As you can see from her reply [below] the Queen was ‘much flattered to be thought capable of so rational, beautiful, & enticing Amusement, & shall make it my endeavour not to forfeit this good opinion by pursuing this Study steadily, as I am persuaded this Botanical Book will more than encourage me in doing it’.
There is more information about Bute’s Botanical Tables on the website of the National Museum of Wales which is where the images below can be found.

In fact she hardly needed any encouragement to pursue her study of plants, which had occupied her consistently at Buckingham House, Kew and then at Windsor where the presence of Mary Delany , her friend, neighbour and fellow botanist, must have provided a further incentive for this work. Later in the 1790s Charlotte’s gardening and ‘Botanising’ came to be focussed around Frogmore [of which more next week] where she assembled the major part of her botanical library, including Bute’s Botanical Tables.

Four years later in 1788 Charlotte offered Bute a present in return. This was “the beginning of an Herbal from Impressions on Black Paper” presumably in the style of her friend Mary Delany. Helped by Kew’s head gardener William Aiton, and Princess Elizabeth she told Bute she hoped to take further specimens ‘quite in the Botanical way’. However she needed practical help because as she she explained “The Specimens of Plants being rather large it requires more Strength than my Arms will afford, but in the Smaller kinds I constantly assist ..”

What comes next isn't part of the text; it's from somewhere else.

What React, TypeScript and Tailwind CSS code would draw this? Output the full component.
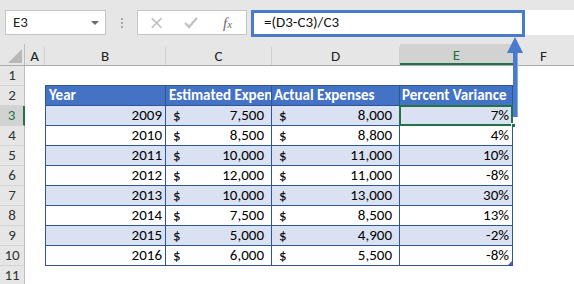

1788 was also year the Austrian artist Franz Bauer was appointed Botanical Painter to the Royal Gardens at Kew’ and it wasn’t long before he was giving the queen and her daughters drawing lessons and supervising their “colouring in” of some of his engravings. Princess Elizabeth who acted as the Queen’s unofficial secretary wrote to a friend ‘We are all at present busy in learning Botany… what we are in most need of are magnifying glasses, Mama wants a very strong little one I want one with three magnifiers which by the learned I understand is the best’.